▶ The exercise
In the listing below, find every line containing "this" and copy it out.

▶ Stored records
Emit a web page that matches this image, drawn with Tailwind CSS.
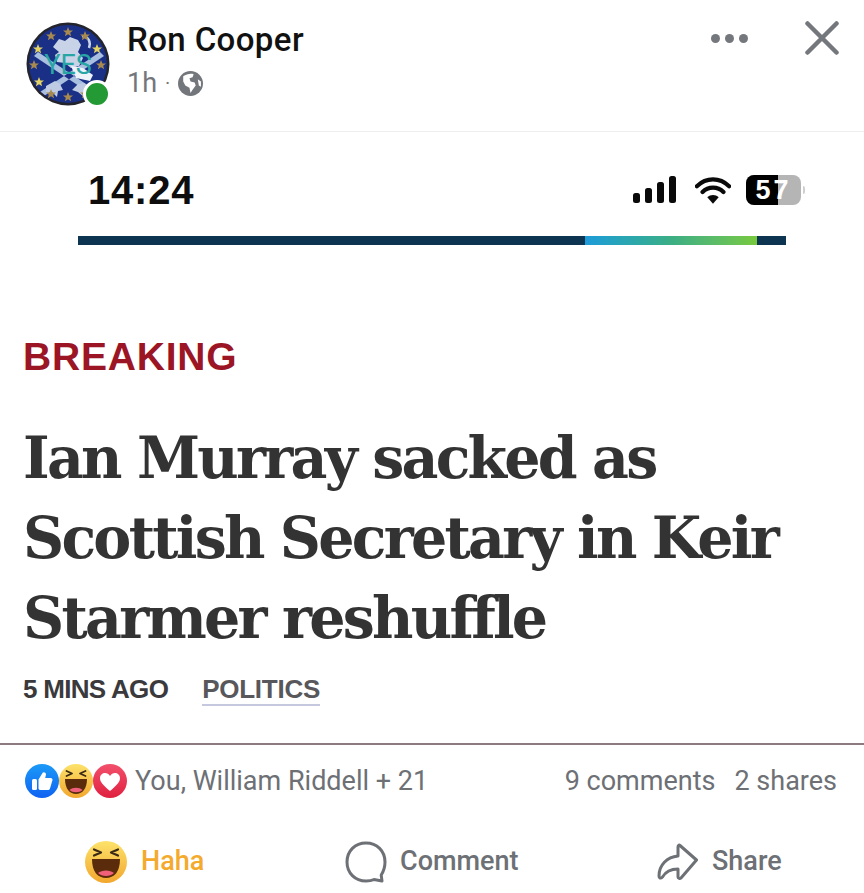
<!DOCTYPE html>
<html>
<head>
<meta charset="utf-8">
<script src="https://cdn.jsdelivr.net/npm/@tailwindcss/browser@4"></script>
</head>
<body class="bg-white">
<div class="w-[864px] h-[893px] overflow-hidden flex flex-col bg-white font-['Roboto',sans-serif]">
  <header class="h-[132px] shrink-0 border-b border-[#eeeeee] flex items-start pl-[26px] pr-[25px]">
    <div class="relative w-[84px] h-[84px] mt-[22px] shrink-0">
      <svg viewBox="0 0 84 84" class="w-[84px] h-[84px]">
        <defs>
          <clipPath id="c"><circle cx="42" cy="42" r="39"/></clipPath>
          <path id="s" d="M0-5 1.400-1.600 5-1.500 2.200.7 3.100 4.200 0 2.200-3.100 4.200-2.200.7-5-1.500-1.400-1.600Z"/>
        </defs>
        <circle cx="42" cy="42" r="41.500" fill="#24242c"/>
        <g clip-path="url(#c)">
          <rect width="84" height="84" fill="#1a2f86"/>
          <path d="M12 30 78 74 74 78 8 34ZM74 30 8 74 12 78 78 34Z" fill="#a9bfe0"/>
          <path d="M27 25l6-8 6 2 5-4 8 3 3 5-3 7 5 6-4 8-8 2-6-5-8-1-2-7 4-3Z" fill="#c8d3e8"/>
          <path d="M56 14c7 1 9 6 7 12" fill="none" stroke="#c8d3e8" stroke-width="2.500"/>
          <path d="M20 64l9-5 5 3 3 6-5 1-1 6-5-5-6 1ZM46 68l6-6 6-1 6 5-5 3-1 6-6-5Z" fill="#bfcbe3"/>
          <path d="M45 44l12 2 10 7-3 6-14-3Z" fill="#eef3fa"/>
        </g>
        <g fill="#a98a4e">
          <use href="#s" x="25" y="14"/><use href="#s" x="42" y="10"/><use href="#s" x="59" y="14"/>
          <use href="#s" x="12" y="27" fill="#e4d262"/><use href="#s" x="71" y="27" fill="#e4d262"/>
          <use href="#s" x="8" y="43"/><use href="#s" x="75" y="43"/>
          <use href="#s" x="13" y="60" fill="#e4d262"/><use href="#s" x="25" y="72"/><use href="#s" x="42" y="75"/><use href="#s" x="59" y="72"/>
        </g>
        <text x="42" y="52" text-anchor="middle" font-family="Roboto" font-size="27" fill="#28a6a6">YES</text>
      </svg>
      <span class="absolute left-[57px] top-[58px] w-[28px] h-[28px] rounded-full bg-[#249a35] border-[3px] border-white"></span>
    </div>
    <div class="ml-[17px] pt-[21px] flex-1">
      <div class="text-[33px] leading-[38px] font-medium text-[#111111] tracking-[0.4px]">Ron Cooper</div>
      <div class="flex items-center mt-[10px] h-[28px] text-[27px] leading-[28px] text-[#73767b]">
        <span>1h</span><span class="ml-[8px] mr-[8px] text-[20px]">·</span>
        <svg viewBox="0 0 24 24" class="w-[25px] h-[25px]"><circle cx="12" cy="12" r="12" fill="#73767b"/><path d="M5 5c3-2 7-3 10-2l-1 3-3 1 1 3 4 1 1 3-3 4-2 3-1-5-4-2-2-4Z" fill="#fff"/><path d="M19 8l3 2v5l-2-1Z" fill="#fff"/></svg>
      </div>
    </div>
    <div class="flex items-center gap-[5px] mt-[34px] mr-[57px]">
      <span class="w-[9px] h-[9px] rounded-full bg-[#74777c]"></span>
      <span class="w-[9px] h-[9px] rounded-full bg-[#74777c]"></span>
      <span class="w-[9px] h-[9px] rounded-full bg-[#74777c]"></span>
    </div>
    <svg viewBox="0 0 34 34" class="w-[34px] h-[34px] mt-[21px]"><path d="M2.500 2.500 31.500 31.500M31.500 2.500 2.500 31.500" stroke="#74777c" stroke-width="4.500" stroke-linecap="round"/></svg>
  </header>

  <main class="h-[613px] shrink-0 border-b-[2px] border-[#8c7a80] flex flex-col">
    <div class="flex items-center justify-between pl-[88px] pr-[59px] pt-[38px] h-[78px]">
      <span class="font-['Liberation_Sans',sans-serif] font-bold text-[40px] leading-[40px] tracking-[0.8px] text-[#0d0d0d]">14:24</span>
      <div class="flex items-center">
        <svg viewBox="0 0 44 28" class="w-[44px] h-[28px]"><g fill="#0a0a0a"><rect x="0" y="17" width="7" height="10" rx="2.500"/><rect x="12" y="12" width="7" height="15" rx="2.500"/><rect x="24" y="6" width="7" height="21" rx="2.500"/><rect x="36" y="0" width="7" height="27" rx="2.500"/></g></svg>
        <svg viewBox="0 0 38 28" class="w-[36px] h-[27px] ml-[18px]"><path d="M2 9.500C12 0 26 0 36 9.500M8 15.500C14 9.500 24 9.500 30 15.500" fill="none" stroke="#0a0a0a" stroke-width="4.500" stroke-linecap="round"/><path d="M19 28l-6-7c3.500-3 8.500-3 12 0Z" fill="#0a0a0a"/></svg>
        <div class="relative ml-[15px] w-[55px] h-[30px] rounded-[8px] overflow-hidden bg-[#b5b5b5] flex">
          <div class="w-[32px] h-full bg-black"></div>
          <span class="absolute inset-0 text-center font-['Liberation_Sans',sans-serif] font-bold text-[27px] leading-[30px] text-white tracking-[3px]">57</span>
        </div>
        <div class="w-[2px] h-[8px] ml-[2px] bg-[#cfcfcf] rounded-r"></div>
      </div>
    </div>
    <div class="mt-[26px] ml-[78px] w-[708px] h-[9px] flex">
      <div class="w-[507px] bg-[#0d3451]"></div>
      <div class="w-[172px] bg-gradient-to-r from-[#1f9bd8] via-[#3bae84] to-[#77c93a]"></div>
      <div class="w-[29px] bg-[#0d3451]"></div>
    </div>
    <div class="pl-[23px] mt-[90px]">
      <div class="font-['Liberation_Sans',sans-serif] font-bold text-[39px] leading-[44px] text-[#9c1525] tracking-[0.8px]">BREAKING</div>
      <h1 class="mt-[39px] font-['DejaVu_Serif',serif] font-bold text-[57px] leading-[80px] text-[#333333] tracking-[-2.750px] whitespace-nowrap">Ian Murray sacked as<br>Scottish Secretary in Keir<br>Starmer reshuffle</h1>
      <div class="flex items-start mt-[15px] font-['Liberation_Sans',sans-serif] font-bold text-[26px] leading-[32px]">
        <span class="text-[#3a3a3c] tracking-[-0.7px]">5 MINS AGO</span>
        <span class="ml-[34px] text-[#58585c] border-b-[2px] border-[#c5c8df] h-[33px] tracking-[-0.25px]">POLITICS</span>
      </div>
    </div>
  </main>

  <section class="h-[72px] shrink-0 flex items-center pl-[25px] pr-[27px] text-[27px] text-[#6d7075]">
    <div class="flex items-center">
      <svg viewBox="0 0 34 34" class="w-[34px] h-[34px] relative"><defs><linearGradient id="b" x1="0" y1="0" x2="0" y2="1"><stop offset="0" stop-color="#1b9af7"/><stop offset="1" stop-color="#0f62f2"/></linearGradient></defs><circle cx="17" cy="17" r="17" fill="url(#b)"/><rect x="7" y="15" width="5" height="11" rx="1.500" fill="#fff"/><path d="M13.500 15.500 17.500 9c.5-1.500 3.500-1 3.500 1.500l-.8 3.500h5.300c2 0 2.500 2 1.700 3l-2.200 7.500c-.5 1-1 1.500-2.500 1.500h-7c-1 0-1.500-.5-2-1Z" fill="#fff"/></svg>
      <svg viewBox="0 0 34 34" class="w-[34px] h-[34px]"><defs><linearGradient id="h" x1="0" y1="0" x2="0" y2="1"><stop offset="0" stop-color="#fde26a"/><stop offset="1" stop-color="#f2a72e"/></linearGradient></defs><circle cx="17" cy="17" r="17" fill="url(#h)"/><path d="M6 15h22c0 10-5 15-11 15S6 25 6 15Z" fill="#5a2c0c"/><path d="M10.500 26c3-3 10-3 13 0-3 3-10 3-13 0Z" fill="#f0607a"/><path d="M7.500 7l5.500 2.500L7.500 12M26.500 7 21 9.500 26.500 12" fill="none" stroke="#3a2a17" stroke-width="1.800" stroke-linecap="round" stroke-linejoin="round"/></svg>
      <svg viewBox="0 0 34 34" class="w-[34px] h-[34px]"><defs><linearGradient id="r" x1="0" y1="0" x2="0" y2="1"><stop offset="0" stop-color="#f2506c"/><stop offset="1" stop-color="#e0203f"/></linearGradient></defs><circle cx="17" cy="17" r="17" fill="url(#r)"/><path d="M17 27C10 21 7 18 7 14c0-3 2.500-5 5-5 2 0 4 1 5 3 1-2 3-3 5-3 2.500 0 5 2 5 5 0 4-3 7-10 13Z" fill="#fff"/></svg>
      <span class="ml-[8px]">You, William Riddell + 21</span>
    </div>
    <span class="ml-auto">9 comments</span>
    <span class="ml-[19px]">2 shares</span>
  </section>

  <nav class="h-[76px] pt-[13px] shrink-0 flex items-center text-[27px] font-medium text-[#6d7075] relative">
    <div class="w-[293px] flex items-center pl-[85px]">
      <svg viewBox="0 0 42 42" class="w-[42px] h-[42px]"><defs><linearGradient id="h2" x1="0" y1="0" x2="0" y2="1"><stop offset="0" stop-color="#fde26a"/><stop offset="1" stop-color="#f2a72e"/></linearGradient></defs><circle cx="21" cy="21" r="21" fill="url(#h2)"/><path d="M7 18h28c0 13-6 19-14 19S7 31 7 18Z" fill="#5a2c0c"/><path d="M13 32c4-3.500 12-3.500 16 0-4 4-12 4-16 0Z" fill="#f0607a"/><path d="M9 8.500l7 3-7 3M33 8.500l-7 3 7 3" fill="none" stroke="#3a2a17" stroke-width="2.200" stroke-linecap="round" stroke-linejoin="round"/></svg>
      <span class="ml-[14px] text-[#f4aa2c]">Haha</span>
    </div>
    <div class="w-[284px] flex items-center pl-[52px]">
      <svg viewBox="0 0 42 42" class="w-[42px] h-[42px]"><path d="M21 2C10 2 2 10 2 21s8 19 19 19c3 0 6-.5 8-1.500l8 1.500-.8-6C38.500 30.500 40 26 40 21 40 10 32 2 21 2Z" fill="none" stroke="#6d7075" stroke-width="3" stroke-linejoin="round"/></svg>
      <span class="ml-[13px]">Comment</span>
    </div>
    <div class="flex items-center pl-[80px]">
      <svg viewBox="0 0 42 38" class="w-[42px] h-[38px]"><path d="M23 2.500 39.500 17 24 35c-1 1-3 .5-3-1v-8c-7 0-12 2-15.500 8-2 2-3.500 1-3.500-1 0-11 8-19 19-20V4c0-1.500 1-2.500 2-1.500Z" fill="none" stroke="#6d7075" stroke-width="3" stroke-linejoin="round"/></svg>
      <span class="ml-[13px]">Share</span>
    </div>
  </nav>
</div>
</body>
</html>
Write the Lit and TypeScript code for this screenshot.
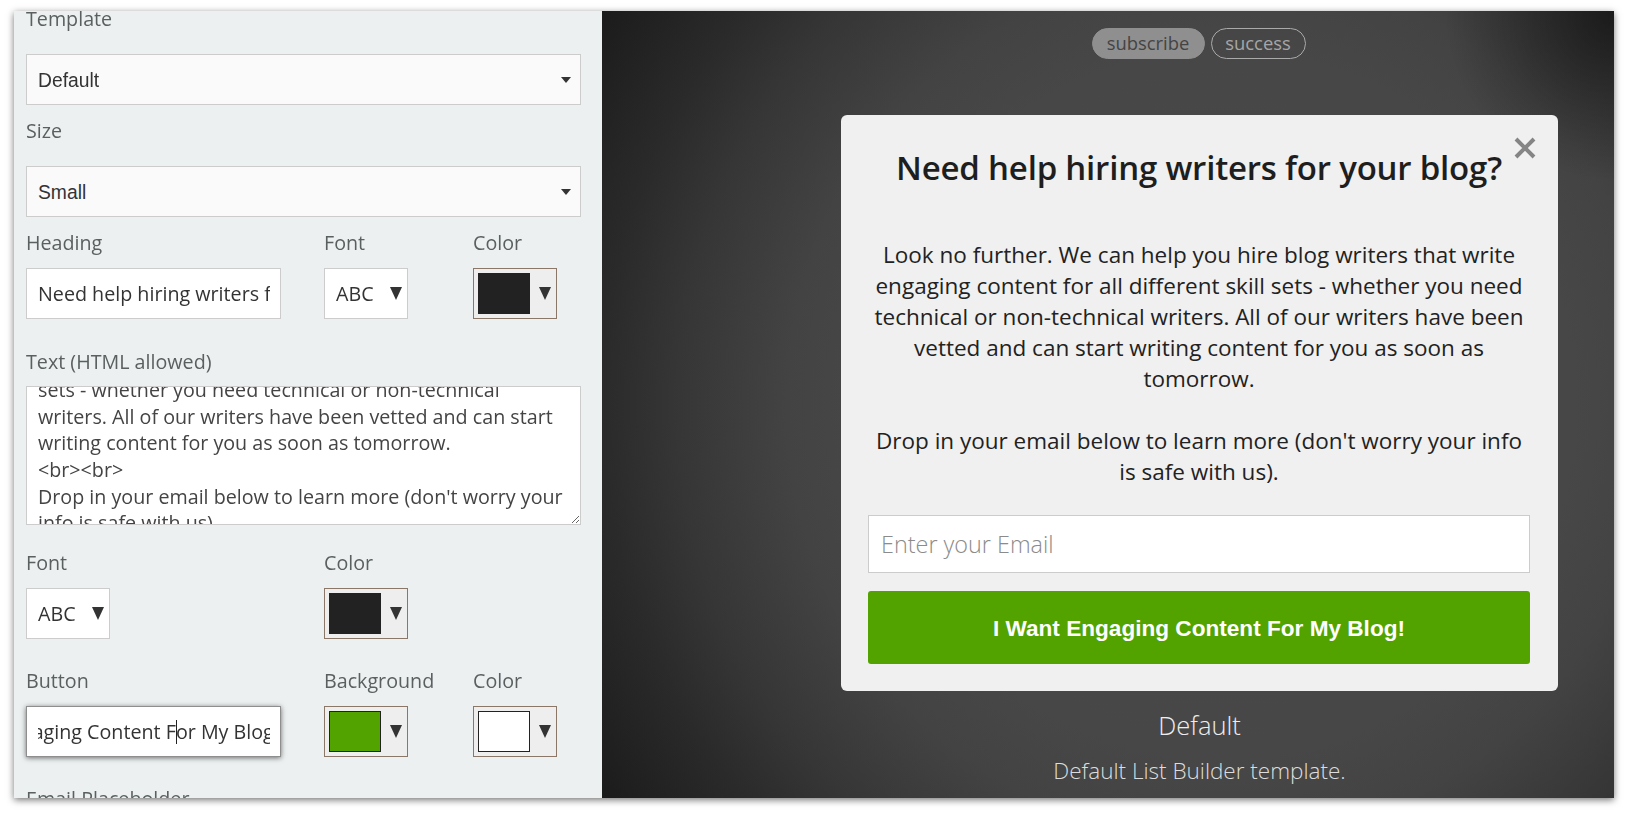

▶ Task output
Emit a web page that matches this image, drawn with Tailwind CSS.
Write the Lit and TypeScript code for this screenshot.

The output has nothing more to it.